The PFD product is not intended to cover:

  • Service-related chargebacks – The AI focuses on fraud-related chargebacks and fraud notifications, not on service-related chargebacks (e.g., disputes related to product quality, delivery issues, or customer service problems). While the system will attempt to detect service-related chargebacks, some factors simply cannot be considered from transaction data alone. Service-related chargebacks are difficult to detect because the transaction itself may appear legitimate—the card was authorised, the payment was processed correctly, and the transaction pattern may not deviate from normal behaviour. The dispute arises from issues outside the payment transaction itself, such as delivery failures, product defects, or merchant service problems, which cannot be determined from payment data alone.
  • Patterns that cannot be triggered due to missing or incomplete data – Certain models depend on specific inputs. If these fields are missing or inaccurate, detection accuracy may be reduced.
  • Cases where systemic data quality issues affect feature computation – If the incoming transaction data is heavily delayed, incorrect, or inconsistent, the aggregated features may not accurately reflect transaction risk.

If your risk appetite or fraud concerns extend beyond the current scope, Fraudio can work with you to evaluate and expand coverage.

Technical Overview

Fraudio's PFD product transforms individual transaction data into enriched features using aggregations, then evaluates these features using machine learning models to generate fraud scores. The system operates in real time, providing immediate risk assessment for each transaction.

The detection process consists of two distinct stages: data enrichment (transforming raw transaction data into meaningful aggregated features) and scoring (evaluating those features to determine fraud risk). These stages are described below.

Data & Feature Enrichment

The Payment Fraud Detection product enriches raw transaction data through multiple feature types:

  • Raw Transaction-level features: Direct attributes of the current transaction (amount, currency, merchant, location, etc.)

  • Enriched Transaction-level features: Raw transactions are enriched with external data sources to provide additional context for fraud detection:

    • BIN data: Information about the card's Bank Identification Number, including issuer details, card type, and country of origin
    • IP data: Intelligence about IP addresses, including VPN detection, proxy identification, and geographic location verification
    • Email data: Analysis of email addresses, including detection of disposable email domains and other risk indicators
    • Country data: Risk assessment based on country-level intelligence, including identification of high-risk jurisdictions and sanctioned countries
  • Historical aggregates: Statistical summaries of past transactions for the card, cardholder, merchant, or other entities

  • Peer group comparisons: How the transaction compares to similar transactions in the network

These features provide the context needed for the machine learning models to assess fraud risk. The enrichment approach allows the system to:

  • Compare current transaction behavior to historical patterns
  • Identify deviations from expected norms
  • Leverage network-wide insights and external intelligence while maintaining real-time performance

The enrichment process is optimized for low latency, ensuring that feature computation and model scoring can be completed within the real-time response requirements of payment authorization flows.

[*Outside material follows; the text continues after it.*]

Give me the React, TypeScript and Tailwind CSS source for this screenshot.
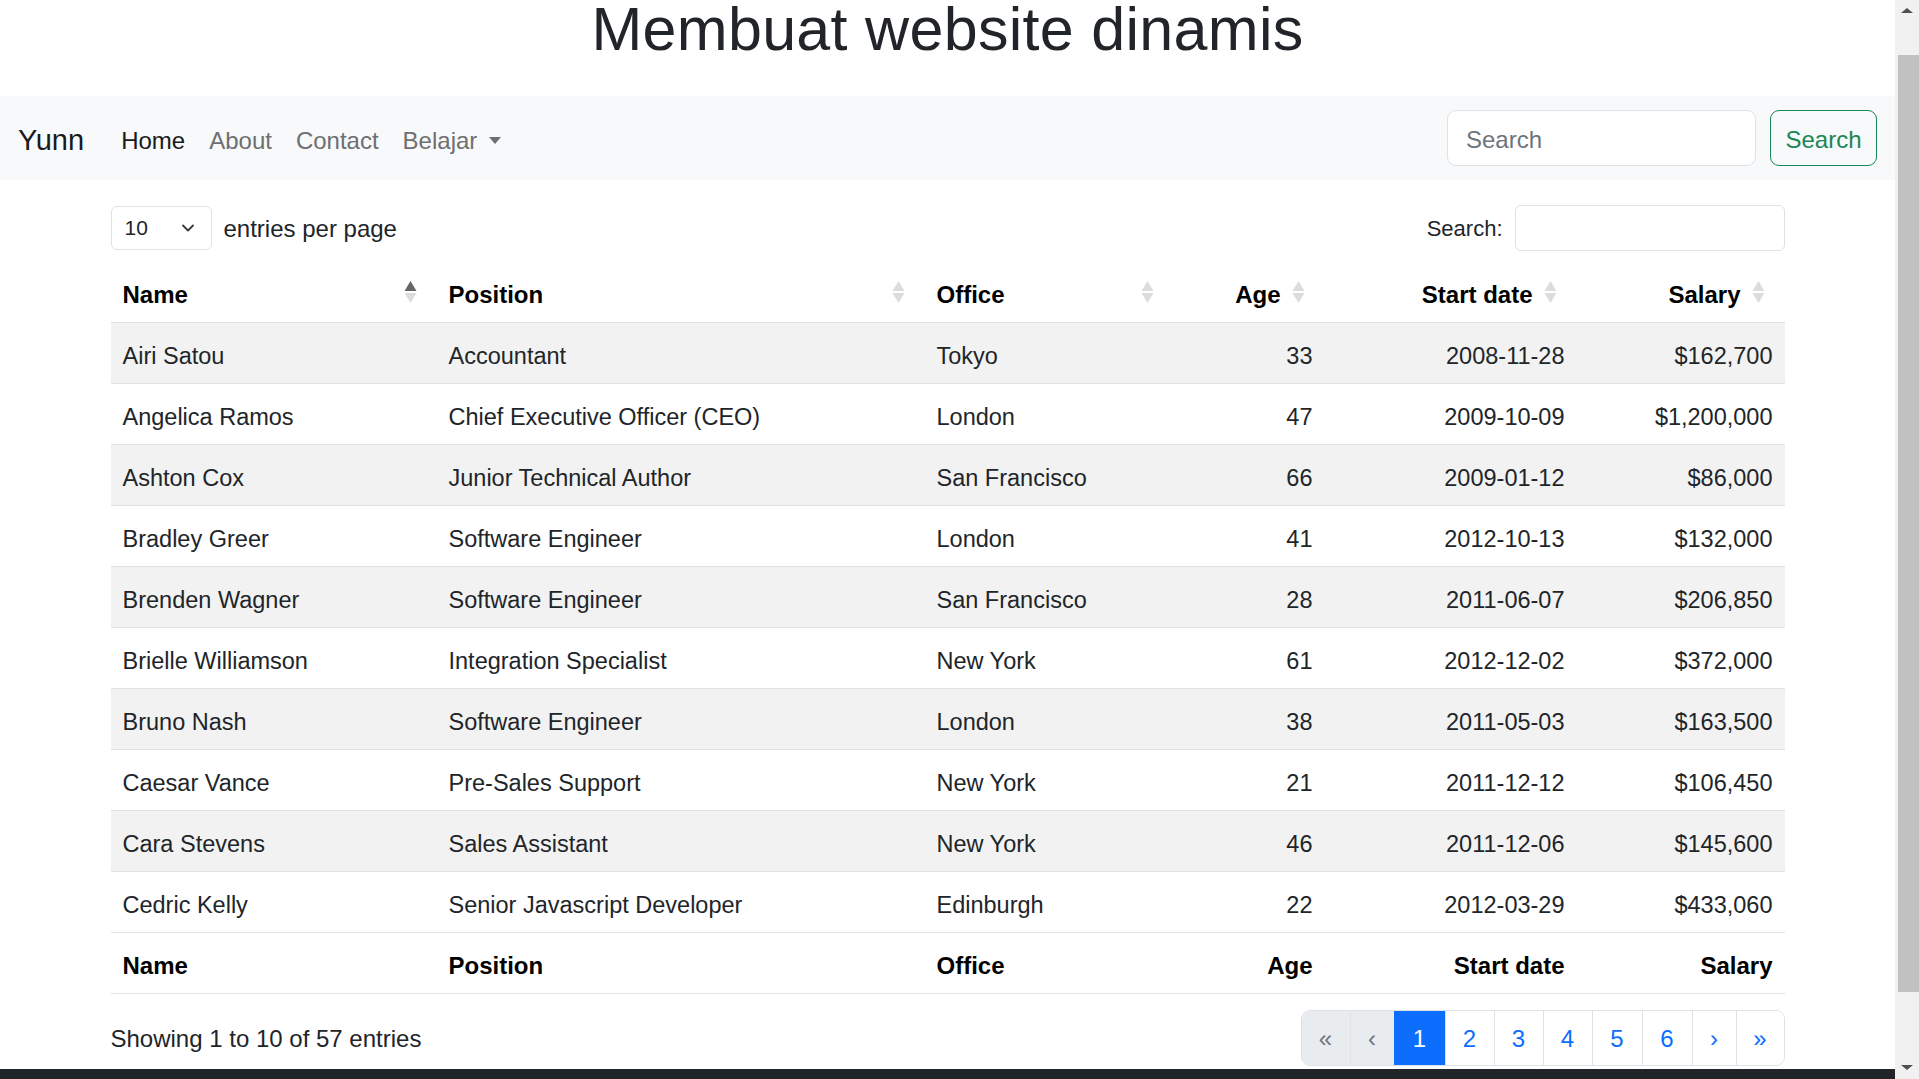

For more information on how aggregations and other data enrichment techniques work, see the Techniques & Backend documentation.

Hybrid ML-Based Scoring

Once features have been enriched, the product employs a combination of supervised, unsupervised, and ensemble learning techniques to evaluate fraud risk:

  • Supervised Learning: Models trained on historical fraud labels (fraud-related chargebacks and fraud notifications) recognise known fraud patterns. These models leverage confirmed fraud cases to identify similar high-risk patterns in new transactions.

  • Unsupervised Learning: Anomaly detection models identify deviations from expected transaction patterns without requiring prior fraud labels. This enables detection of new or emerging fraud schemes.

  • Ensemble Learning: The outputs from supervised and unsupervised approaches are integrated through an ensemble framework to produce a single, unified fraud score and recommendation. The ensemble adaptively combines model outputs to deliver robust fraud detection across diverse scenarios.

For detailed explanations of these machine learning approaches, including how Random Forests, autoencoders, and ensemble methods work, see the Techniques & Backend documentation.

For information about the response format from the Payment Fraud Score endpoint, including score, recommendation, and notes fields, see the Response Handling Section.